Shelley Wong is a Kundiman fellow who lives in Oakland, California. Her poems have appeared in Crazyhorse, The Normal School, Sixth Finch, Vinyl, and other journals. She is the recipient of a Pushcart Prize and scholarships from Fine Arts Work Center and Napa Valley Writers' Conference. She holds an MFA from the Ohio State University.


In Rare Birds, Shelley Wong weaves the shimmering threads of iconic women, nature, the arts, and queer love to create erotically lush poems articulated with terrifying accuracy. The result is this hypnotic and unapologetically beautiful tapestry:

I can’t say why the world is so broken. Exalt all women. I’m the tree coming back through the page.

Rare Birds is the poetry of alchemy at its most mysterious and inviting.
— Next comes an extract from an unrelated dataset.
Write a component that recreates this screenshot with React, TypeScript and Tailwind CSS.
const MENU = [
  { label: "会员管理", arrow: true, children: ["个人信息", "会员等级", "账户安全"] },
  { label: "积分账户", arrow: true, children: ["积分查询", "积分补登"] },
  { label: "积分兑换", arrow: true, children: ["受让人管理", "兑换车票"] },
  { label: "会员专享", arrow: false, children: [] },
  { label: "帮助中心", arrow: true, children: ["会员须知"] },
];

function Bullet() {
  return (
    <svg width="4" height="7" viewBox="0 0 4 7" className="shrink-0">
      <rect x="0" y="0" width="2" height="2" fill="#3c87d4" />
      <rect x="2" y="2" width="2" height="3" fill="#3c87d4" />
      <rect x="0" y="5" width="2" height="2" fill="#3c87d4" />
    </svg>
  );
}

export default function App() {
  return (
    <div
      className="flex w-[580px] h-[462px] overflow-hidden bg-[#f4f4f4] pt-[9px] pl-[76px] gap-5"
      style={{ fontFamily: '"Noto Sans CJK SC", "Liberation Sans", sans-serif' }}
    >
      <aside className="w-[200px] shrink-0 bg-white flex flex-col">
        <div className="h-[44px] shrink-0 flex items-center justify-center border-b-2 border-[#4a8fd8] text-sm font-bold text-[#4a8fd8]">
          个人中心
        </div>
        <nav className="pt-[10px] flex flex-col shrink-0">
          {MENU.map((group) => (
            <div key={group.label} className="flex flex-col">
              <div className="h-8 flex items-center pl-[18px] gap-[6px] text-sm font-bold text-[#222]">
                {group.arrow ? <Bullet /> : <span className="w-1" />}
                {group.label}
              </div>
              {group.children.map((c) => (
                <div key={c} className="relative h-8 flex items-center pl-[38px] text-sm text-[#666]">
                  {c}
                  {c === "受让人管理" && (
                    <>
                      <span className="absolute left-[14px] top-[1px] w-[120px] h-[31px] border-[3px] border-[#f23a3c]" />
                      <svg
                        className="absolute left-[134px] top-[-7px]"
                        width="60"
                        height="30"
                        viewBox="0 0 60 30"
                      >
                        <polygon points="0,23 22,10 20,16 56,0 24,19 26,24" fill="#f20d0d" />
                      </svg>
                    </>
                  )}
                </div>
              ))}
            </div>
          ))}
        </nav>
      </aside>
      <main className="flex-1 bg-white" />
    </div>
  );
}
Kathy Fagan, author of Sycamore ____________________ In Shelley Wong’s brilliant debut chapbook, girls look like trees and women make their own forests when the dangers of love rise. Rare Birds is a book of burning and beauty; the voices within these pages are multiple and multiply: they speak from the shadow of Frida Kahlo, the broken and exalted “I,” the “we” once named suspect— a tribe now rising. Mangoes, jets, heels, and salt—those objects of the heart—usher in a world both common and strange, a world where “the men carve me, but my bones / cut back.” Prepared to be astonished, seduced, and transformed by the poems woven and sung here: “I peacock in the in-between,” proclaims the speaker. “I multiply like a queen.”